* **Source material**

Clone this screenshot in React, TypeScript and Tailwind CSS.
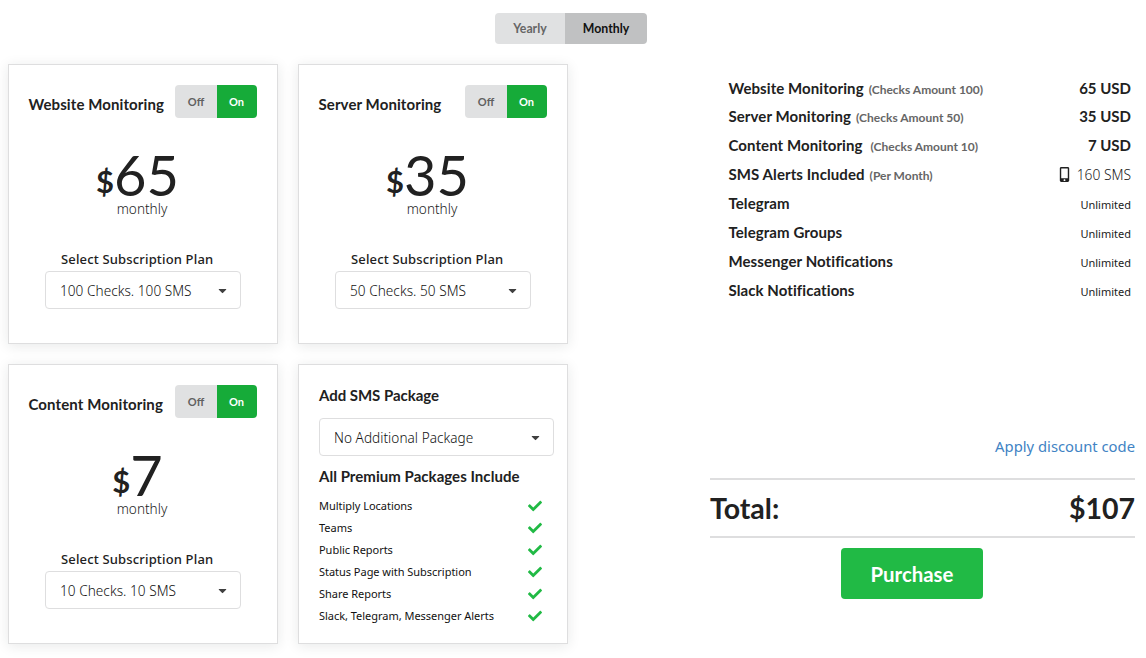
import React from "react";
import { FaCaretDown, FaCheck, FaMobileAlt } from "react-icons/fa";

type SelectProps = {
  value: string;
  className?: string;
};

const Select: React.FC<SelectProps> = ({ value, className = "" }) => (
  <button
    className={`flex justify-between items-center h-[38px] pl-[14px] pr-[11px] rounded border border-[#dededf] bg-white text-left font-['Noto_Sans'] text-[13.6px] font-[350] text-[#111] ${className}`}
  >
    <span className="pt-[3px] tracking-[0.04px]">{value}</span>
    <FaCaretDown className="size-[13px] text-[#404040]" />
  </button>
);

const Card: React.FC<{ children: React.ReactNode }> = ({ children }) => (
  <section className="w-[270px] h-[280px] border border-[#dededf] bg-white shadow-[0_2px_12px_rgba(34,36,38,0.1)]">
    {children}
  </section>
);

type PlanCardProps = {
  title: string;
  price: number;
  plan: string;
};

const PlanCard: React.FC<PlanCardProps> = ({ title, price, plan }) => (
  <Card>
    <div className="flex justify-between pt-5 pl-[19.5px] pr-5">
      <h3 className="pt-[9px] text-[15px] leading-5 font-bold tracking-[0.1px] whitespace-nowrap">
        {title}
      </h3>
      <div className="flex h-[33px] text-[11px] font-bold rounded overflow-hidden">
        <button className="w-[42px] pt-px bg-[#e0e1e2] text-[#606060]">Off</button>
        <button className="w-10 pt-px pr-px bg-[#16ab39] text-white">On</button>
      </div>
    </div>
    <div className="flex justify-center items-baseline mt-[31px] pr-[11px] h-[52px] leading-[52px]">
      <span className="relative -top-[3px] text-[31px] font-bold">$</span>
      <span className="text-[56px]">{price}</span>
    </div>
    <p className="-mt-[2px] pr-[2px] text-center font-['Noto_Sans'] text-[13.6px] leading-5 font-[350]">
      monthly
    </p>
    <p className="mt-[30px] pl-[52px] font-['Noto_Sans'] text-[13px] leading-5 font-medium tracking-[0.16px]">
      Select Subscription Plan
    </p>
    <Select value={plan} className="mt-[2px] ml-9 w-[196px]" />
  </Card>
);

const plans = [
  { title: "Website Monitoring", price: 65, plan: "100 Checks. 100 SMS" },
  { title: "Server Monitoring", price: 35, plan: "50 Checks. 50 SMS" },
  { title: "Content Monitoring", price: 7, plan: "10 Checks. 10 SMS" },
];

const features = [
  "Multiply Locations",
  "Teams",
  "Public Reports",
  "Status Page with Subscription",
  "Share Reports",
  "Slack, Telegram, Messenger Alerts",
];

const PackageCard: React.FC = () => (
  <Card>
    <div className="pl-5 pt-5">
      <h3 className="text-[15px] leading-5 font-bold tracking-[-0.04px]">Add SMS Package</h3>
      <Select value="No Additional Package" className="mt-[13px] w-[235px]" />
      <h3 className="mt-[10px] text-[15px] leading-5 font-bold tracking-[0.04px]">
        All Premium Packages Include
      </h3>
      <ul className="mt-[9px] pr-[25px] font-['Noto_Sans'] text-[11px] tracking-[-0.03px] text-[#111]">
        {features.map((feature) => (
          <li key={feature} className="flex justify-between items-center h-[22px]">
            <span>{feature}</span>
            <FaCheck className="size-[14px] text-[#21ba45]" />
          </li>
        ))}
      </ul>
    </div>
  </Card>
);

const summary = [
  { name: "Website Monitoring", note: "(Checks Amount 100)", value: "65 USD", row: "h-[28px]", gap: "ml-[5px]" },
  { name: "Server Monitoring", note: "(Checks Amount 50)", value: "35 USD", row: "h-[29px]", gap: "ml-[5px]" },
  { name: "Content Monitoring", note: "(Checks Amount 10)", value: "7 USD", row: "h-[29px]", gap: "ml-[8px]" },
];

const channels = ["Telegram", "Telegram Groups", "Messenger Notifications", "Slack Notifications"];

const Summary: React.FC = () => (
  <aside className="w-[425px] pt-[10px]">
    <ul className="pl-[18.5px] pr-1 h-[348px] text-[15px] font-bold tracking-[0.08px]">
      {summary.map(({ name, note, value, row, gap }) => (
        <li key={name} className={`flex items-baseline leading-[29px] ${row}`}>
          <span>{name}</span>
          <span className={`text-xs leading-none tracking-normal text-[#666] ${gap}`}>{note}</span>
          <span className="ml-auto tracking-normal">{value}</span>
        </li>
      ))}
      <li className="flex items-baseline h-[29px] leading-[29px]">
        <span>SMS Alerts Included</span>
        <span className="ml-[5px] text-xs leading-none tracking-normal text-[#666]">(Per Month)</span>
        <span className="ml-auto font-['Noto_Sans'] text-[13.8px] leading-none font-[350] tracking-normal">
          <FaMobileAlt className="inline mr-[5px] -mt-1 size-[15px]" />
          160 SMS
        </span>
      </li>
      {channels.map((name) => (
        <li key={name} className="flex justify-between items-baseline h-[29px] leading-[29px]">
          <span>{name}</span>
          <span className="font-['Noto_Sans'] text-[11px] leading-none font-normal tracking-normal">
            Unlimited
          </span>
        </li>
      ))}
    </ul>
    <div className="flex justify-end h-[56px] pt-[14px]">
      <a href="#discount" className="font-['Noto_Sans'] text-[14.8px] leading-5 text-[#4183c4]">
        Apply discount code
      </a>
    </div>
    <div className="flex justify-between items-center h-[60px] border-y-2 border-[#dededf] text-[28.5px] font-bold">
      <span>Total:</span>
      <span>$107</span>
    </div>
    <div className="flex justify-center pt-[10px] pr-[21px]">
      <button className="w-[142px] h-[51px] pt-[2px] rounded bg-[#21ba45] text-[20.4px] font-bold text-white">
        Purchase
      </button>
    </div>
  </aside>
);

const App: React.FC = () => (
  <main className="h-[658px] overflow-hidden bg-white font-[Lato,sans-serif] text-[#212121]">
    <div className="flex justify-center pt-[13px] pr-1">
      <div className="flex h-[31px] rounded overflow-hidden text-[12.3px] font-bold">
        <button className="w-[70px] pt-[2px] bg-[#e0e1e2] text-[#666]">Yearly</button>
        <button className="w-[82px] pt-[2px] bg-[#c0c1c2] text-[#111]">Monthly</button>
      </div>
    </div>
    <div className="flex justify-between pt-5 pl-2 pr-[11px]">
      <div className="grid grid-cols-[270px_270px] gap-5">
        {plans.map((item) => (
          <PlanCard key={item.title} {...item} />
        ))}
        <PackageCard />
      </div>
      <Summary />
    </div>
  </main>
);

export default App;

* **Instruction**
The listing above must be printed again exactly, minus its pictures.

* **Finished exercise**
Clone this screenshot in React, TypeScript and Tailwind CSS.
import React from "react";
import { FaCaretDown, FaCheck, FaMobileAlt } from "react-icons/fa";

type SelectProps = {
  value: string;
  className?: string;
};

const Select: React.FC<SelectProps> = ({ value, className = "" }) => (
  <button
    className={`flex justify-between items-center h-[38px] pl-[14px] pr-[11px] rounded border border-[#dededf] bg-white text-left font-['Noto_Sans'] text-[13.6px] font-[350] text-[#111] ${className}`}
  >
    <span className="pt-[3px] tracking-[0.04px]">{value}</span>
    <FaCaretDown className="size-[13px] text-[#404040]" />
  </button>
);

const Card: React.FC<{ children: React.ReactNode }> = ({ children }) => (
  <section className="w-[270px] h-[280px] border border-[#dededf] bg-white shadow-[0_2px_12px_rgba(34,36,38,0.1)]">
    {children}
  </section>
);

type PlanCardProps = {
  title: string;
  price: number;
  plan: string;
};

const PlanCard: React.FC<PlanCardProps> = ({ title, price, plan }) => (
  <Card>
    <div className="flex justify-between pt-5 pl-[19.5px] pr-5">
      <h3 className="pt-[9px] text-[15px] leading-5 font-bold tracking-[0.1px] whitespace-nowrap">
        {title}
      </h3>
      <div className="flex h-[33px] text-[11px] font-bold rounded overflow-hidden">
        <button className="w-[42px] pt-px bg-[#e0e1e2] text-[#606060]">Off</button>
        <button className="w-10 pt-px pr-px bg-[#16ab39] text-white">On</button>
      </div>
    </div>
    <div className="flex justify-center items-baseline mt-[31px] pr-[11px] h-[52px] leading-[52px]">
      <span className="relative -top-[3px] text-[31px] font-bold">$</span>
      <span className="text-[56px]">{price}</span>
    </div>
    <p className="-mt-[2px] pr-[2px] text-center font-['Noto_Sans'] text-[13.6px] leading-5 font-[350]">
      monthly
    </p>
    <p className="mt-[30px] pl-[52px] font-['Noto_Sans'] text-[13px] leading-5 font-medium tracking-[0.16px]">
      Select Subscription Plan
    </p>
    <Select value={plan} className="mt-[2px] ml-9 w-[196px]" />
  </Card>
);

const plans = [
  { title: "Website Monitoring", price: 65, plan: "100 Checks. 100 SMS" },
  { title: "Server Monitoring", price: 35, plan: "50 Checks. 50 SMS" },
  { title: "Content Monitoring", price: 7, plan: "10 Checks. 10 SMS" },
];

const features = [
  "Multiply Locations",
  "Teams",
  "Public Reports",
  "Status Page with Subscription",
  "Share Reports",
  "Slack, Telegram, Messenger Alerts",
];

const PackageCard: React.FC = () => (
  <Card>
    <div className="pl-5 pt-5">
      <h3 className="text-[15px] leading-5 font-bold tracking-[-0.04px]">Add SMS Package</h3>
      <Select value="No Additional Package" className="mt-[13px] w-[235px]" />
      <h3 className="mt-[10px] text-[15px] leading-5 font-bold tracking-[0.04px]">
        All Premium Packages Include
      </h3>
      <ul className="mt-[9px] pr-[25px] font-['Noto_Sans'] text-[11px] tracking-[-0.03px] text-[#111]">
        {features.map((feature) => (
          <li key={feature} className="flex justify-between items-center h-[22px]">
            <span>{feature}</span>
            <FaCheck className="size-[14px] text-[#21ba45]" />
          </li>
        ))}
      </ul>
    </div>
  </Card>
);

const summary = [
  { name: "Website Monitoring", note: "(Checks Amount 100)", value: "65 USD", row: "h-[28px]", gap: "ml-[5px]" },
  { name: "Server Monitoring", note: "(Checks Amount 50)", value: "35 USD", row: "h-[29px]", gap: "ml-[5px]" },
  { name: "Content Monitoring", note: "(Checks Amount 10)", value: "7 USD", row: "h-[29px]", gap: "ml-[8px]" },
];

const channels = ["Telegram", "Telegram Groups", "Messenger Notifications", "Slack Notifications"];

const Summary: React.FC = () => (
  <aside className="w-[425px] pt-[10px]">
    <ul className="pl-[18.5px] pr-1 h-[348px] text-[15px] font-bold tracking-[0.08px]">
      {summary.map(({ name, note, value, row, gap }) => (
        <li key={name} className={`flex items-baseline leading-[29px] ${row}`}>
          <span>{name}</span>
          <span className={`text-xs leading-none tracking-normal text-[#666] ${gap}`}>{note}</span>
          <span className="ml-auto tracking-normal">{value}</span>
        </li>
      ))}
      <li className="flex items-baseline h-[29px] leading-[29px]">
        <span>SMS Alerts Included</span>
        <span className="ml-[5px] text-xs leading-none tracking-normal text-[#666]">(Per Month)</span>
        <span className="ml-auto font-['Noto_Sans'] text-[13.8px] leading-none font-[350] tracking-normal">
          <FaMobileAlt className="inline mr-[5px] -mt-1 size-[15px]" />
          160 SMS
        </span>
      </li>
      {channels.map((name) => (
        <li key={name} className="flex justify-between items-baseline h-[29px] leading-[29px]">
          <span>{name}</span>
          <span className="font-['Noto_Sans'] text-[11px] leading-none font-normal tracking-normal">
            Unlimited
          </span>
        </li>
      ))}
    </ul>
    <div className="flex justify-end h-[56px] pt-[14px]">
      <a href="#discount" className="font-['Noto_Sans'] text-[14.8px] leading-5 text-[#4183c4]">
        Apply discount code
      </a>
    </div>
    <div className="flex justify-between items-center h-[60px] border-y-2 border-[#dededf] text-[28.5px] font-bold">
      <span>Total:</span>
      <span>$107</span>
    </div>
    <div className="flex justify-center pt-[10px] pr-[21px]">
      <button className="w-[142px] h-[51px] pt-[2px] rounded bg-[#21ba45] text-[20.4px] font-bold text-white">
        Purchase
      </button>
    </div>
  </aside>
);

const App: React.FC = () => (
  <main className="h-[658px] overflow-hidden bg-white font-[Lato,sans-serif] text-[#212121]">
    <div className="flex justify-center pt-[13px] pr-1">
      <div className="flex h-[31px] rounded overflow-hidden text-[12.3px] font-bold">
        <button className="w-[70px] pt-[2px] bg-[#e0e1e2] text-[#666]">Yearly</button>
        <button className="w-[82px] pt-[2px] bg-[#c0c1c2] text-[#111]">Monthly</button>
      </div>
    </div>
    <div className="flex justify-between pt-5 pl-2 pr-[11px]">
      <div className="grid grid-cols-[270px_270px] gap-5">
        {plans.map((item) => (
          <PlanCard key={item.title} {...item} />
        ))}
        <PackageCard />
      </div>
      <Summary />
    </div>
  </main>
);

export default App;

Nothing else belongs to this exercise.